The parties ultimately resolved the case last year, and the lawyers got about $850,000 instead of $1.1 million.
“In the end, they had to give in,” she says.
Luke sees rigorous political discourse — even stress and friction — as what leads to growth.
Now she is talking about yet another major change — her most dramatic yet. Known as “zero-based budgeting,” the new system would require executive agencies to justify all expenses for every two-year budget period. Too often, Luke says the state keeps paying for programs simply because that’s what it has done in the past.
“We cannot continue to provide services just because we’ve been doing it,” she said.

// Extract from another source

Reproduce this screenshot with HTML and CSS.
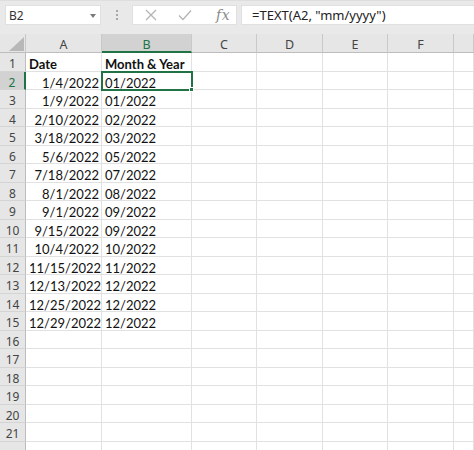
FILE: index.html
```html
<!DOCTYPE html>
<html>
<head>
<meta charset="utf-8">
<link rel="stylesheet" href="styles.css">
</head>
<body>
<div class="toolbar">
  <div class="namebox"><span class="name">B2</span><span class="caret"></span></div>
  <div class="grip"><i></i><i></i><i></i></div>
  <div class="iconbox">
    <svg class="ico" width="12" height="12" viewBox="0 0 12 12"><path d="M1 1 L11 11 M11 1 L1 11" stroke="#b4b4b4" stroke-width="1.3" fill="none"/></svg>
    <svg class="ico" width="14" height="12" viewBox="0 0 14 12"><path d="M1 6.5 L5 10.5 L13 1.5" stroke="#b4b4b4" stroke-width="1.3" fill="none"/></svg>
    <span class="fx">fx</span>
  </div>
  <div class="formula">=TEXT(A2, "mm/yyyy")</div>
</div>
<div class="sheet">
  <div class="corner"><span class="tri"></span></div>
  <div class="ch">A</div><div class="ch sel">B</div><div class="ch">C</div><div class="ch">D</div><div class="ch">E</div><div class="ch">F</div><div class="ch"></div>

  <div class="rh">1</div><div class="c b">Date</div><div class="c b">Month &amp; Year</div><div class="c"></div><div class="c"></div><div class="c"></div><div class="c"></div><div class="c"></div>
  <div class="rh sel">2</div><div class="c r">1/4/2022</div><div class="c active">01/2022</div><div class="c"></div><div class="c"></div><div class="c"></div><div class="c"></div><div class="c"></div>
  <div class="rh">3</div><div class="c r">1/9/2022</div><div class="c">01/2022</div><div class="c"></div><div class="c"></div><div class="c"></div><div class="c"></div><div class="c"></div>
  <div class="rh">4</div><div class="c r">2/10/2022</div><div class="c">02/2022</div><div class="c"></div><div class="c"></div><div class="c"></div><div class="c"></div><div class="c"></div>
  <div class="rh">5</div><div class="c r">3/18/2022</div><div class="c">03/2022</div><div class="c"></div><div class="c"></div><div class="c"></div><div class="c"></div><div class="c"></div>
  <div class="rh">6</div><div class="c r">5/6/2022</div><div class="c">05/2022</div><div class="c"></div><div class="c"></div><div class="c"></div><div class="c"></div><div class="c"></div>
  <div class="rh">7</div><div class="c r">7/18/2022</div><div class="c">07/2022</div><div class="c"></div><div class="c"></div><div class="c"></div><div class="c"></div><div class="c"></div>
  <div class="rh">8</div><div class="c r">8/1/2022</div><div class="c">08/2022</div><div class="c"></div><div class="c"></div><div class="c"></div><div class="c"></div><div class="c"></div>
  <div class="rh">9</div><div class="c r">9/1/2022</div><div class="c">09/2022</div><div class="c"></div><div class="c"></div><div class="c"></div><div class="c"></div><div class="c"></div>
  <div class="rh">10</div><div class="c r">9/15/2022</div><div class="c">09/2022</div><div class="c"></div><div class="c"></div><div class="c"></div><div class="c"></div><div class="c"></div>
  <div class="rh">11</div><div class="c r">10/4/2022</div><div class="c">10/2022</div><div class="c"></div><div class="c"></div><div class="c"></div><div class="c"></div><div class="c"></div>
  <div class="rh">12</div><div class="c r">11/15/2022</div><div class="c">11/2022</div><div class="c"></div><div class="c"></div><div class="c"></div><div class="c"></div><div class="c"></div>
  <div class="rh">13</div><div class="c r">12/13/2022</div><div class="c">12/2022</div><div class="c"></div><div class="c"></div><div class="c"></div><div class="c"></div><div class="c"></div>
  <div class="rh">14</div><div class="c r">12/25/2022</div><div class="c">12/2022</div><div class="c"></div><div class="c"></div><div class="c"></div><div class="c"></div><div class="c"></div>
  <div class="rh">15</div><div class="c r">12/29/2022</div><div class="c">12/2022</div><div class="c"></div><div class="c"></div><div class="c"></div><div class="c"></div><div class="c"></div>
  <div class="rh">16</div><div class="c"></div><div class="c"></div><div class="c"></div><div class="c"></div><div class="c"></div><div class="c"></div><div class="c"></div>
  <div class="rh">17</div><div class="c"></div><div class="c"></div><div class="c"></div><div class="c"></div><div class="c"></div><div class="c"></div><div class="c"></div>
  <div class="rh">18</div><div class="c"></div><div class="c"></div><div class="c"></div><div class="c"></div><div class="c"></div><div class="c"></div><div class="c"></div>
  <div class="rh">19</div><div class="c"></div><div class="c"></div><div class="c"></div><div class="c"></div><div class="c"></div><div class="c"></div><div class="c"></div>
  <div class="rh">20</div><div class="c"></div><div class="c"></div><div class="c"></div><div class="c"></div><div class="c"></div><div class="c"></div><div class="c"></div>
  <div class="rh">21</div><div class="c"></div><div class="c"></div><div class="c"></div><div class="c"></div><div class="c"></div><div class="c"></div><div class="c"></div>
  <div class="rh"></div><div class="c"></div><div class="c"></div><div class="c"></div><div class="c"></div><div class="c"></div><div class="c"></div><div class="c"></div>
</div>
</body>
</html>
```
FILE: styles.css
```css
html, body {
  margin: 0;
  padding: 0;
  background: #ffffff;
  overflow: hidden;
}
body {
  width: 474px;
  height: 450px;
  font-family: "Lato", "Liberation Sans", sans-serif;
}
.toolbar {
  height: 34px;
  box-sizing: border-box;
  background: #e9e9e9;
  border-top: 1px solid #dedede;
  padding-top: 4px;
  display: flex;
  align-items: flex-start;
}
.namebox {
  margin-left: 5px;
  width: 96px;
  height: 20px;
  box-sizing: border-box;
  background: #fff;
  border: 1px solid #e0e0e0;
  display: flex;
  align-items: center;
  justify-content: space-between;
  padding: 1px 4px 0 3px;
}
.name {
  font-family: "Noto Sans", sans-serif;
  font-size: 12px;
  color: #333;
}
.caret {
  width: 0;
  height: 0;
  border-left: 3.5px solid transparent;
  border-right: 3.5px solid transparent;
  border-top: 4px solid #7a7a7a;
}
.grip {
  width: 31px;
  height: 20px;
  display: flex;
  flex-direction: column;
  align-items: center;
  justify-content: center;
  gap: 2px;
}
.grip i {
  display: block;
  width: 2px;
  height: 2px;
  background: #a8a8a8;
}
.iconbox {
  width: 105px;
  height: 20px;
  box-sizing: border-box;
  background: #fff;
  border: 1px solid #e0e0e0;
  display: flex;
  align-items: center;
  padding-left: 12px;
  gap: 21px;
}
.fx {
  font-family: "DejaVu Serif", "Liberation Serif", serif;
  font-style: italic;
  font-size: 14px;
  color: #8a8a8a;
  letter-spacing: 0.5px;
  margin-left: 3px;
}
.formula {
  margin-left: 4px;
  flex: 1;
  height: 20px;
  box-sizing: border-box;
  background: #fff;
  border: 1px solid #e0e0e0;
  border-right: none;
  font-family: "Noto Sans", sans-serif;
  font-size: 13px;
  line-height: 18px;
  color: #222;
  padding-left: 10px;
}
.sheet {
  display: grid;
  grid-template-columns: 26px 76px 90px 65px 66px 65px 66px 20px;
  grid-template-rows: 19px repeat(22, 18.5px);
}
.corner, .ch {
  background: #e6e6e6;
  box-sizing: border-box;
  border-right: 1px solid #c9c9c9;
  border-bottom: 1px solid #bdbdbd;
}
.corner {
  position: relative;
}
.tri {
  position: absolute;
  right: 1px;
  bottom: 1px;
  width: 0;
  height: 0;
  border-left: 15px solid transparent;
  border-bottom: 14px solid #b8b8b8;
}
.ch {
  font-family: "Noto Sans", sans-serif;
  font-size: 12.5px;
  color: #444;
  text-align: center;
  line-height: 18px;
  padding-top: 2px;
}
.ch.sel {
  background: #d2d2d2;
  color: #217346;
  border-bottom: 2px solid #217346;
}
.rh {
  background: #e6e6e6;
  box-sizing: border-box;
  border-right: 1px solid #bdbdbd;
  border-bottom: 1px solid #d4d4d4;
  font-family: "Noto Sans", sans-serif;
  font-size: 12px;
  color: #444;
  text-align: center;
  line-height: 18px;
  padding-top: 2px;
}
.rh.sel {
  background: #d2d2d2;
  color: #217346;
  border-right: 2px solid #217346;
}
.c {
  box-sizing: border-box;
  border-right: 1px solid #e1e1e1;
  border-bottom: 1px solid #e1e1e1;
  font-size: 13px;
  color: #111;
  line-height: 18px;
  padding: 2px 3px 0;
  white-space: nowrap;
  overflow: visible;
}
.c.r {
  text-align: right;
  padding-right: 2px;
}
.c.b {
  font-weight: bold;
}
.c.active {
  position: relative;
  outline: 2px solid #217346;
  outline-offset: -1px;
}
.c.active::after {
  content: "";
  position: absolute;
  right: -3px;
  bottom: -3px;
  width: 5px;
  height: 5px;
  background: #217346;
  border: 1px solid #fff;
  box-sizing: border-box;
}
```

Requiring each state agency to come to the Legislature every two years afresh to justify its allocation would bring more creative tension and debates over how to spend taxpayer money. Luke acknowledges such a change could take years to roll out.
Ige said Wednesday he supports the idea, but it would require sweeping changes beyond even the needed revisions to Hawaii’s statutes.
“It’s more complex than it would seem on the surface,” he said. “Any change in that system would have to encompass a whole range of things.”
For example, Ige said, Hawaii’s antiquated financial computer systems also would have to be upgraded.
“Until we can get to a modern platform, it would be very difficult to change the budgeting system,” he said.
As usual, Luke welcomes a rigorous discussion of her proposal.
“You have to have that challenge to make good policy,” she said.
Chad Blair contributed to this article.